- **Stated problem**
Output every entry exactly, from the first line to the last.

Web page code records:
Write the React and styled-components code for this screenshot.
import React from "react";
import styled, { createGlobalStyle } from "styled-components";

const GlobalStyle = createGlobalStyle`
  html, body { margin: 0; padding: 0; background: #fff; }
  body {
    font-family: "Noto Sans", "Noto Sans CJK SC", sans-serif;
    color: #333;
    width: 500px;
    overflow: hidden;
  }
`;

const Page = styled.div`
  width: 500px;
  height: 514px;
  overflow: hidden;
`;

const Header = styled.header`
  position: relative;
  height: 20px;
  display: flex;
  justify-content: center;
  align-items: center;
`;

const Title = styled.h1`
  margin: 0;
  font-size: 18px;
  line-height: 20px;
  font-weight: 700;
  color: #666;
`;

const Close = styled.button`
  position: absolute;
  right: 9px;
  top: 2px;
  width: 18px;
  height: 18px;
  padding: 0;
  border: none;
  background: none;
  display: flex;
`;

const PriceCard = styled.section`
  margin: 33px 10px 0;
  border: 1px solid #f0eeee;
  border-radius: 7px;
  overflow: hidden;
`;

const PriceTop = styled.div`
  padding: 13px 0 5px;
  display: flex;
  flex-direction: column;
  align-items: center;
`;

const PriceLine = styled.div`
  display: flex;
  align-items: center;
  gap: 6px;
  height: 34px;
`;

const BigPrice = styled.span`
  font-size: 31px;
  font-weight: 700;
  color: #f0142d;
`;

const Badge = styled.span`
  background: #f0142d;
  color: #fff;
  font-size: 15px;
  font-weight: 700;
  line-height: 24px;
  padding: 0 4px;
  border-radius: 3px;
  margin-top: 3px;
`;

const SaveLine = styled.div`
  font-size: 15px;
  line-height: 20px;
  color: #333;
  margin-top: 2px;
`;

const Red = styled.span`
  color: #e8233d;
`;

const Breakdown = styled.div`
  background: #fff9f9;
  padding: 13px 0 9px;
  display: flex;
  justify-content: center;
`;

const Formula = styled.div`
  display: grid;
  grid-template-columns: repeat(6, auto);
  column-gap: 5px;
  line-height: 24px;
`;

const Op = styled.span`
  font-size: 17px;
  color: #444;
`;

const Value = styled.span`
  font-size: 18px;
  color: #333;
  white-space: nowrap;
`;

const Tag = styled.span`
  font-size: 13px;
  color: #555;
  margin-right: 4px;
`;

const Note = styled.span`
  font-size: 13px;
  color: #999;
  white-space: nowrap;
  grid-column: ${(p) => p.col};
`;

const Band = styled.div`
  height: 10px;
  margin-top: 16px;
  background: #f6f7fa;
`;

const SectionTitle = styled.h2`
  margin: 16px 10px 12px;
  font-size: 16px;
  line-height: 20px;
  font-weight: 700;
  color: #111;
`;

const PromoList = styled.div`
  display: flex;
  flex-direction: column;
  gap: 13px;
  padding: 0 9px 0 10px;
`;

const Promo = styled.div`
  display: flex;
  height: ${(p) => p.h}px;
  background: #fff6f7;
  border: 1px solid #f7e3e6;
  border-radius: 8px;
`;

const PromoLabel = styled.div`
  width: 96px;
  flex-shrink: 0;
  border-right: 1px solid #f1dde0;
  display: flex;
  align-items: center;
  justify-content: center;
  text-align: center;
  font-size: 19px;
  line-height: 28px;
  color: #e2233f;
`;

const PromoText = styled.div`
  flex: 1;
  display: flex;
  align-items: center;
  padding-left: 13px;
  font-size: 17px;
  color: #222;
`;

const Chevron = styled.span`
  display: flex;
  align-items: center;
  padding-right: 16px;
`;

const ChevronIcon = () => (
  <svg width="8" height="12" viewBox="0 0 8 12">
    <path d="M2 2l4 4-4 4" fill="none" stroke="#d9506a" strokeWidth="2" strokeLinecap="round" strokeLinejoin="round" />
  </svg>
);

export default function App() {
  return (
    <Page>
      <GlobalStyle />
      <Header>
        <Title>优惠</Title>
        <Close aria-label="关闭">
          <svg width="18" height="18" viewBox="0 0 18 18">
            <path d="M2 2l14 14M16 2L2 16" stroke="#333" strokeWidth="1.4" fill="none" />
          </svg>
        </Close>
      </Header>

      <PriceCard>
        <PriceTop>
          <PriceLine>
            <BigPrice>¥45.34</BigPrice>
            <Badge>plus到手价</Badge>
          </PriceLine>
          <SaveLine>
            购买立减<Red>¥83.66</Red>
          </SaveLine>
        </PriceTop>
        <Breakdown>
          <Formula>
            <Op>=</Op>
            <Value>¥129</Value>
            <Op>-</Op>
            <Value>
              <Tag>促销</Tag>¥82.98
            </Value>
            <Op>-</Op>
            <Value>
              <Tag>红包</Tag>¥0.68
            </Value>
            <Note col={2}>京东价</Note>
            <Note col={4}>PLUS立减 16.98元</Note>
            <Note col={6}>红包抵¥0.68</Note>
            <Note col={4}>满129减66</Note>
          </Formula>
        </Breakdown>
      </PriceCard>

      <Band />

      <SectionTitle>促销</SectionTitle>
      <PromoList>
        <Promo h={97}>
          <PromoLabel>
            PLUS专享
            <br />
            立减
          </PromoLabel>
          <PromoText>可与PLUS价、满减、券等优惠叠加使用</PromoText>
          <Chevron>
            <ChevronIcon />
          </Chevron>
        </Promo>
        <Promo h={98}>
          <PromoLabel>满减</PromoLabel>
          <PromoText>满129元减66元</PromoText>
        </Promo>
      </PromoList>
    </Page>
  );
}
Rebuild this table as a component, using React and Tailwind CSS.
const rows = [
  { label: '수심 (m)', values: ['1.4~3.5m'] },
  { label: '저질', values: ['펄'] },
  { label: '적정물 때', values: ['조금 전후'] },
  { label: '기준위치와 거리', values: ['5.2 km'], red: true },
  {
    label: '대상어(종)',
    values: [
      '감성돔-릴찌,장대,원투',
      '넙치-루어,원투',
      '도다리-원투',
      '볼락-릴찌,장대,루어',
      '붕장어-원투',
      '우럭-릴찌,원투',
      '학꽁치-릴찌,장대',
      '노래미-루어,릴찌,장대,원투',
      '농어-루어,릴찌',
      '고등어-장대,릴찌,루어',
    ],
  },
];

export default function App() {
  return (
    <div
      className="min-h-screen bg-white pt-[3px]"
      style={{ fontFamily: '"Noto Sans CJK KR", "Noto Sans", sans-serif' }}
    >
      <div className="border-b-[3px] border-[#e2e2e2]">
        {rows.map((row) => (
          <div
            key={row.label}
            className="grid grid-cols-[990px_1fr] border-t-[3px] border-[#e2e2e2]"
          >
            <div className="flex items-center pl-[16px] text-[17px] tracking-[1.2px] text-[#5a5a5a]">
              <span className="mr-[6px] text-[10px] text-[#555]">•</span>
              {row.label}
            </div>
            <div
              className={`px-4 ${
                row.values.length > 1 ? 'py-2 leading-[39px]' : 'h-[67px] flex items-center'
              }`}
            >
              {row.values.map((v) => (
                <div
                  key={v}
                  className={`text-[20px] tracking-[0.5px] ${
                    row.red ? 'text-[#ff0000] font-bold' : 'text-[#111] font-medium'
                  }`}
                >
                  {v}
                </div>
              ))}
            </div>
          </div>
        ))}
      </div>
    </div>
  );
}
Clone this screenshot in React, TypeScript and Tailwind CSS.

- **Written reply**
Write the React and styled-components code for this screenshot.
import React from "react";
import styled, { createGlobalStyle } from "styled-components";

const GlobalStyle = createGlobalStyle`
  html, body { margin: 0; padding: 0; background: #fff; }
  body {
    font-family: "Noto Sans", "Noto Sans CJK SC", sans-serif;
    color: #333;
    width: 500px;
    overflow: hidden;
  }
`;

const Page = styled.div`
  width: 500px;
  height: 514px;
  overflow: hidden;
`;

const Header = styled.header`
  position: relative;
  height: 20px;
  display: flex;
  justify-content: center;
  align-items: center;
`;

const Title = styled.h1`
  margin: 0;
  font-size: 18px;
  line-height: 20px;
  font-weight: 700;
  color: #666;
`;

const Close = styled.button`
  position: absolute;
  right: 9px;
  top: 2px;
  width: 18px;
  height: 18px;
  padding: 0;
  border: none;
  background: none;
  display: flex;
`;

const PriceCard = styled.section`
  margin: 33px 10px 0;
  border: 1px solid #f0eeee;
  border-radius: 7px;
  overflow: hidden;
`;

const PriceTop = styled.div`
  padding: 13px 0 5px;
  display: flex;
  flex-direction: column;
  align-items: center;
`;

const PriceLine = styled.div`
  display: flex;
  align-items: center;
  gap: 6px;
  height: 34px;
`;

const BigPrice = styled.span`
  font-size: 31px;
  font-weight: 700;
  color: #f0142d;
`;

const Badge = styled.span`
  background: #f0142d;
  color: #fff;
  font-size: 15px;
  font-weight: 700;
  line-height: 24px;
  padding: 0 4px;
  border-radius: 3px;
  margin-top: 3px;
`;

const SaveLine = styled.div`
  font-size: 15px;
  line-height: 20px;
  color: #333;
  margin-top: 2px;
`;

const Red = styled.span`
  color: #e8233d;
`;

const Breakdown = styled.div`
  background: #fff9f9;
  padding: 13px 0 9px;
  display: flex;
  justify-content: center;
`;

const Formula = styled.div`
  display: grid;
  grid-template-columns: repeat(6, auto);
  column-gap: 5px;
  line-height: 24px;
`;

const Op = styled.span`
  font-size: 17px;
  color: #444;
`;

const Value = styled.span`
  font-size: 18px;
  color: #333;
  white-space: nowrap;
`;

const Tag = styled.span`
  font-size: 13px;
  color: #555;
  margin-right: 4px;
`;

const Note = styled.span`
  font-size: 13px;
  color: #999;
  white-space: nowrap;
  grid-column: ${(p) => p.col};
`;

const Band = styled.div`
  height: 10px;
  margin-top: 16px;
  background: #f6f7fa;
`;

const SectionTitle = styled.h2`
  margin: 16px 10px 12px;
  font-size: 16px;
  line-height: 20px;
  font-weight: 700;
  color: #111;
`;

const PromoList = styled.div`
  display: flex;
  flex-direction: column;
  gap: 13px;
  padding: 0 9px 0 10px;
`;

const Promo = styled.div`
  display: flex;
  height: ${(p) => p.h}px;
  background: #fff6f7;
  border: 1px solid #f7e3e6;
  border-radius: 8px;
`;

const PromoLabel = styled.div`
  width: 96px;
  flex-shrink: 0;
  border-right: 1px solid #f1dde0;
  display: flex;
  align-items: center;
  justify-content: center;
  text-align: center;
  font-size: 19px;
  line-height: 28px;
  color: #e2233f;
`;

const PromoText = styled.div`
  flex: 1;
  display: flex;
  align-items: center;
  padding-left: 13px;
  font-size: 17px;
  color: #222;
`;

const Chevron = styled.span`
  display: flex;
  align-items: center;
  padding-right: 16px;
`;

const ChevronIcon = () => (
  <svg width="8" height="12" viewBox="0 0 8 12">
    <path d="M2 2l4 4-4 4" fill="none" stroke="#d9506a" strokeWidth="2" strokeLinecap="round" strokeLinejoin="round" />
  </svg>
);

export default function App() {
  return (
    <Page>
      <GlobalStyle />
      <Header>
        <Title>优惠</Title>
        <Close aria-label="关闭">
          <svg width="18" height="18" viewBox="0 0 18 18">
            <path d="M2 2l14 14M16 2L2 16" stroke="#333" strokeWidth="1.4" fill="none" />
          </svg>
        </Close>
      </Header>

      <PriceCard>
        <PriceTop>
          <PriceLine>
            <BigPrice>¥45.34</BigPrice>
            <Badge>plus到手价</Badge>
          </PriceLine>
          <SaveLine>
            购买立减<Red>¥83.66</Red>
          </SaveLine>
        </PriceTop>
        <Breakdown>
          <Formula>
            <Op>=</Op>
            <Value>¥129</Value>
            <Op>-</Op>
            <Value>
              <Tag>促销</Tag>¥82.98
            </Value>
            <Op>-</Op>
            <Value>
              <Tag>红包</Tag>¥0.68
            </Value>
            <Note col={2}>京东价</Note>
            <Note col={4}>PLUS立减 16.98元</Note>
            <Note col={6}>红包抵¥0.68</Note>
            <Note col={4}>满129减66</Note>
          </Formula>
        </Breakdown>
      </PriceCard>

      <Band />

      <SectionTitle>促销</SectionTitle>
      <PromoList>
        <Promo h={97}>
          <PromoLabel>
            PLUS专享
            <br />
            立减
          </PromoLabel>
          <PromoText>可与PLUS价、满减、券等优惠叠加使用</PromoText>
          <Chevron>
            <ChevronIcon />
          </Chevron>
        </Promo>
        <Promo h={98}>
          <PromoLabel>满减</PromoLabel>
          <PromoText>满129元减66元</PromoText>
        </Promo>
      </PromoList>
    </Page>
  );
}
Rebuild this table as a component, using React and Tailwind CSS.
const rows = [
  { label: '수심 (m)', values: ['1.4~3.5m'] },
  { label: '저질', values: ['펄'] },
  { label: '적정물 때', values: ['조금 전후'] },
  { label: '기준위치와 거리', values: ['5.2 km'], red: true },
  {
    label: '대상어(종)',
    values: [
      '감성돔-릴찌,장대,원투',
      '넙치-루어,원투',
      '도다리-원투',
      '볼락-릴찌,장대,루어',
      '붕장어-원투',
      '우럭-릴찌,원투',
      '학꽁치-릴찌,장대',
      '노래미-루어,릴찌,장대,원투',
      '농어-루어,릴찌',
      '고등어-장대,릴찌,루어',
    ],
  },
];

export default function App() {
  return (
    <div
      className="min-h-screen bg-white pt-[3px]"
      style={{ fontFamily: '"Noto Sans CJK KR", "Noto Sans", sans-serif' }}
    >
      <div className="border-b-[3px] border-[#e2e2e2]">
        {rows.map((row) => (
          <div
            key={row.label}
            className="grid grid-cols-[990px_1fr] border-t-[3px] border-[#e2e2e2]"
          >
            <div className="flex items-center pl-[16px] text-[17px] tracking-[1.2px] text-[#5a5a5a]">
              <span className="mr-[6px] text-[10px] text-[#555]">•</span>
              {row.label}
            </div>
            <div
              className={`px-4 ${
                row.values.length > 1 ? 'py-2 leading-[39px]' : 'h-[67px] flex items-center'
              }`}
            >
              {row.values.map((v) => (
                <div
                  key={v}
                  className={`text-[20px] tracking-[0.5px] ${
                    row.red ? 'text-[#ff0000] font-bold' : 'text-[#111] font-medium'
                  }`}
                >
                  {v}
                </div>
              ))}
            </div>
          </div>
        ))}
      </div>
    </div>
  );
}
Clone this screenshot in React, TypeScript and Tailwind CSS.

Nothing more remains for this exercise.